(Stored entries)

☆ ☆ ☆ ☆

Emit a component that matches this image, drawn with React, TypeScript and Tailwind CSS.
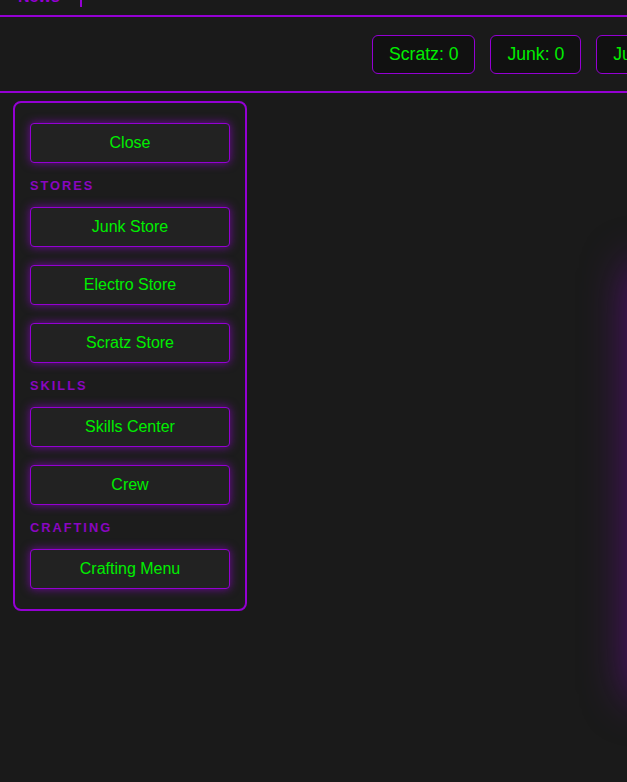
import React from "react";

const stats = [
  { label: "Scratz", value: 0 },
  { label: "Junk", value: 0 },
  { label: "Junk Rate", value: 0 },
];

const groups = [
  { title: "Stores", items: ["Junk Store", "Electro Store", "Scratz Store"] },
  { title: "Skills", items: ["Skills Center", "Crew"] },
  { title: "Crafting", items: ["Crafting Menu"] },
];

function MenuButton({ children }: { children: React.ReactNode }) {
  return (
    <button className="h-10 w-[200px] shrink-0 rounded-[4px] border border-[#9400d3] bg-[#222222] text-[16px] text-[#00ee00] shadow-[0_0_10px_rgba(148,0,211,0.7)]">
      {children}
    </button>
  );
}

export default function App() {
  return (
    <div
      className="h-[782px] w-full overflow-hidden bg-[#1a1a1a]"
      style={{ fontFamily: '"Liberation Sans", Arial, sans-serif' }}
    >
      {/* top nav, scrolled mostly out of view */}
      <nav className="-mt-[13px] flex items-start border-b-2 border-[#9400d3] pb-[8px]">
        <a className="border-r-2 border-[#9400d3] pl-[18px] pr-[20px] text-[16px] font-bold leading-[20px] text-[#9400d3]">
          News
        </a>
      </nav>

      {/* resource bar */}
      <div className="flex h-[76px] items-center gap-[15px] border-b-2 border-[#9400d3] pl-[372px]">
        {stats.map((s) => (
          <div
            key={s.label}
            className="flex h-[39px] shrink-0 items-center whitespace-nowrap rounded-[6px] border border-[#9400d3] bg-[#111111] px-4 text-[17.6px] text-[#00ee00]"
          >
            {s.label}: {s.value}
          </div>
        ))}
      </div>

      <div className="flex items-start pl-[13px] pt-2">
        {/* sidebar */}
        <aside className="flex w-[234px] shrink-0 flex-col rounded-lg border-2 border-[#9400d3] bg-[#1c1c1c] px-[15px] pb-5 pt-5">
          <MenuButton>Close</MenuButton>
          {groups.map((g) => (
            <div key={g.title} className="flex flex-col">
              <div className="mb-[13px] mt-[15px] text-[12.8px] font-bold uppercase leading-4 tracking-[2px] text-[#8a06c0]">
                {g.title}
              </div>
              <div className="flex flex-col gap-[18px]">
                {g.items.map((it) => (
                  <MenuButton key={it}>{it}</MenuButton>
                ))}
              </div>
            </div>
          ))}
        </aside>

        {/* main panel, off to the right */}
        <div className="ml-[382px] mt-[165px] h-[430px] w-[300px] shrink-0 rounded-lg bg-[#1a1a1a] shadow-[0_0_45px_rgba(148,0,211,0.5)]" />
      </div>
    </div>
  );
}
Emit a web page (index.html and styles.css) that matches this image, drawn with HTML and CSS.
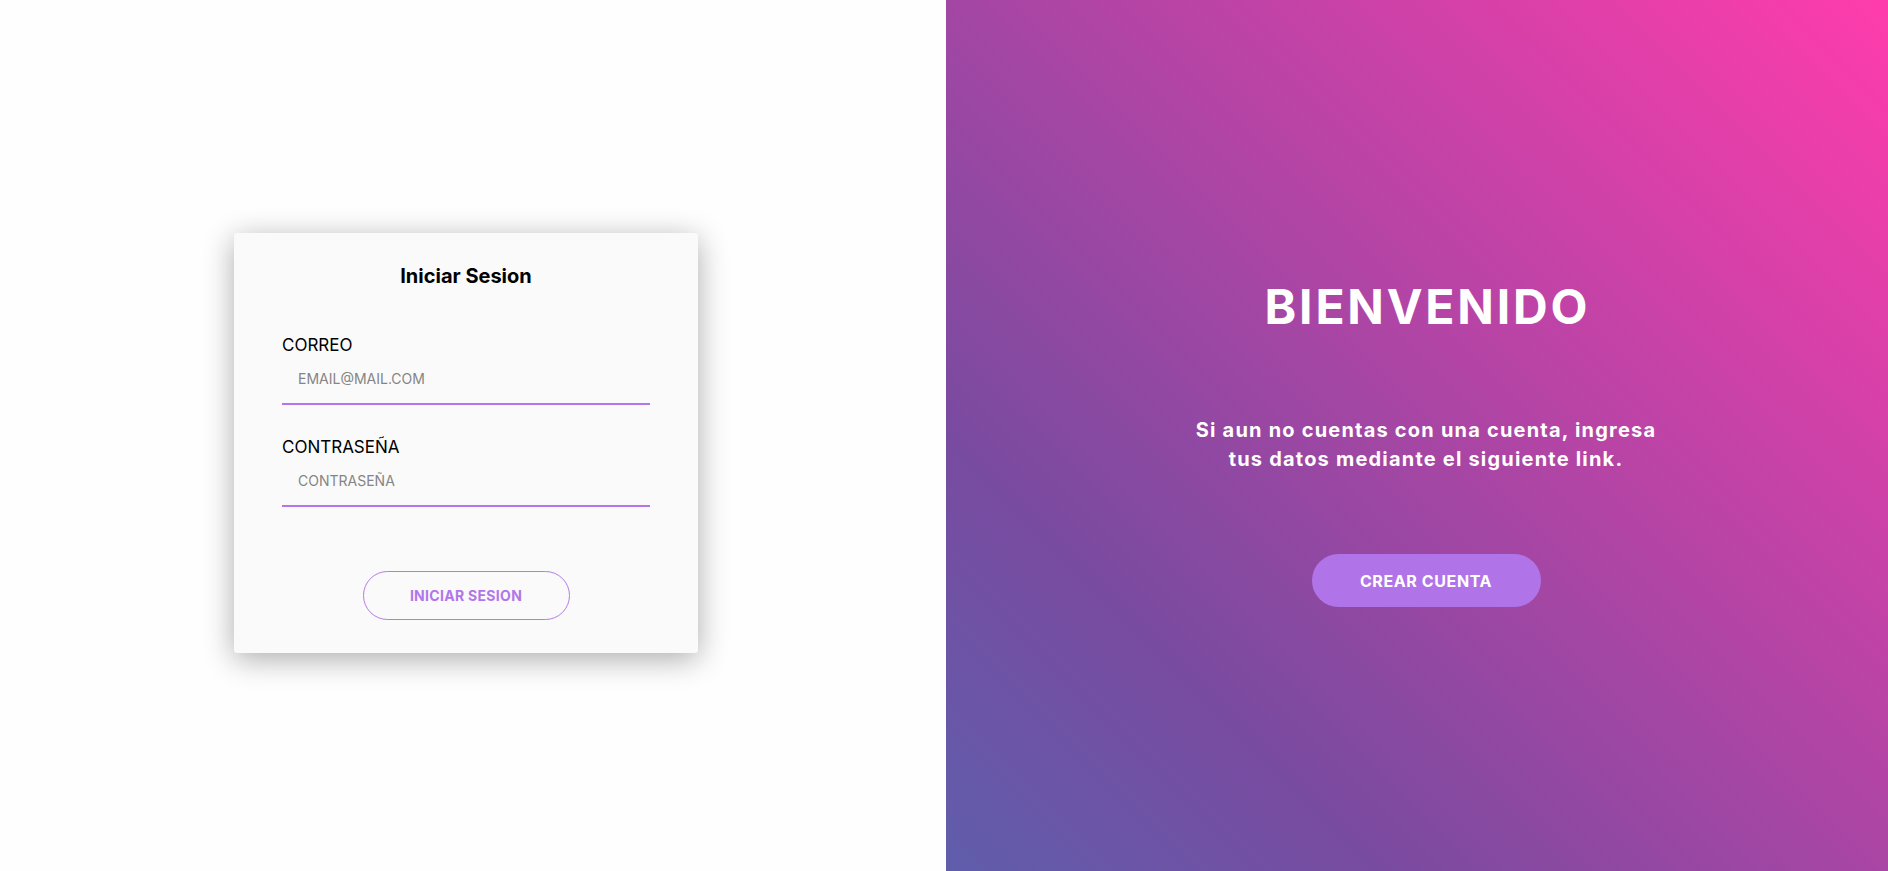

☆ ☆ ☆ ☆

**WHAT YOU WILL DO:** Every entry above should be duplicated exactly. Do not include the images.

**EXPECTED ANSWER:**
Emit a component that matches this image, drawn with React, TypeScript and Tailwind CSS.
import React from "react";

const stats = [
  { label: "Scratz", value: 0 },
  { label: "Junk", value: 0 },
  { label: "Junk Rate", value: 0 },
];

const groups = [
  { title: "Stores", items: ["Junk Store", "Electro Store", "Scratz Store"] },
  { title: "Skills", items: ["Skills Center", "Crew"] },
  { title: "Crafting", items: ["Crafting Menu"] },
];

function MenuButton({ children }: { children: React.ReactNode }) {
  return (
    <button className="h-10 w-[200px] shrink-0 rounded-[4px] border border-[#9400d3] bg-[#222222] text-[16px] text-[#00ee00] shadow-[0_0_10px_rgba(148,0,211,0.7)]">
      {children}
    </button>
  );
}

export default function App() {
  return (
    <div
      className="h-[782px] w-full overflow-hidden bg-[#1a1a1a]"
      style={{ fontFamily: '"Liberation Sans", Arial, sans-serif' }}
    >
      {/* top nav, scrolled mostly out of view */}
      <nav className="-mt-[13px] flex items-start border-b-2 border-[#9400d3] pb-[8px]">
        <a className="border-r-2 border-[#9400d3] pl-[18px] pr-[20px] text-[16px] font-bold leading-[20px] text-[#9400d3]">
          News
        </a>
      </nav>

      {/* resource bar */}
      <div className="flex h-[76px] items-center gap-[15px] border-b-2 border-[#9400d3] pl-[372px]">
        {stats.map((s) => (
          <div
            key={s.label}
            className="flex h-[39px] shrink-0 items-center whitespace-nowrap rounded-[6px] border border-[#9400d3] bg-[#111111] px-4 text-[17.6px] text-[#00ee00]"
          >
            {s.label}: {s.value}
          </div>
        ))}
      </div>

      <div className="flex items-start pl-[13px] pt-2">
        {/* sidebar */}
        <aside className="flex w-[234px] shrink-0 flex-col rounded-lg border-2 border-[#9400d3] bg-[#1c1c1c] px-[15px] pb-5 pt-5">
          <MenuButton>Close</MenuButton>
          {groups.map((g) => (
            <div key={g.title} className="flex flex-col">
              <div className="mb-[13px] mt-[15px] text-[12.8px] font-bold uppercase leading-4 tracking-[2px] text-[#8a06c0]">
                {g.title}
              </div>
              <div className="flex flex-col gap-[18px]">
                {g.items.map((it) => (
                  <MenuButton key={it}>{it}</MenuButton>
                ))}
              </div>
            </div>
          ))}
        </aside>

        {/* main panel, off to the right */}
        <div className="ml-[382px] mt-[165px] h-[430px] w-[300px] shrink-0 rounded-lg bg-[#1a1a1a] shadow-[0_0_45px_rgba(148,0,211,0.5)]" />
      </div>
    </div>
  );
}
Emit a web page (index.html and styles.css) that matches this image, drawn with HTML and CSS.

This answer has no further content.